Thomas Dunckerley Fitz George
Threat of debtors' prison sharpened Dunckerley's imagination tremendously. Still, passing himself off as a royal bastard seems an unlikely and outrageous strategy, with very uncertain results. Thus the temptation for us to look into Dunckerley's past for clues about his mindset is irresistible. What could he have been thinking? Fortunately, amongst his fairly slender literary remains, he does leave a clue. In 1750, Thomas Dunckerley was a member of the Sober Society of Portsmouth Common, in Hampshire. The society took as its motto ‘Virtus tandem Viegbit’ or, as Dunckerley himself notes in a lecture, ‘Virtue at length shall flourish’. The society was active from at least 1747 to 1754, though it left only scattered traces in the historical literature.
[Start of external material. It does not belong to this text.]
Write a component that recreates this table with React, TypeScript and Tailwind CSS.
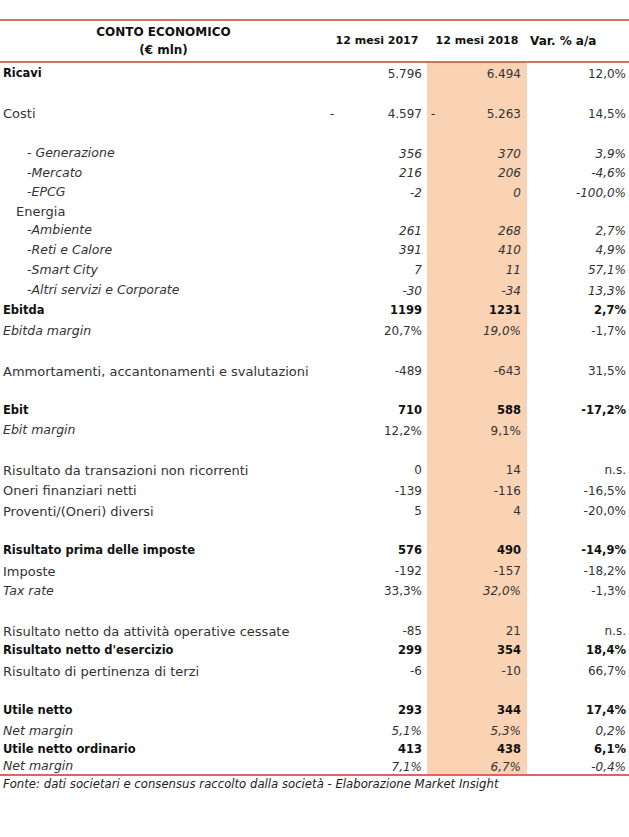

The earliest mention of the society appears in a bound manuscript dated 3 April 1747, which was described in the Journal of the Ex Libris Society in 1894. Unfortunately the location of this manuscript is unknown and its survival uncertain. However, Dunckerley's own manuscript notebook of lectures survives at the Lady Lever Art Gallery at Port Sunlight, outside Liverpool.
The structure and content of Dunckerley's writing tells us a good deal about the society. The notebook contains thirteen motivational lectures, dated between December 1749 and December 1750.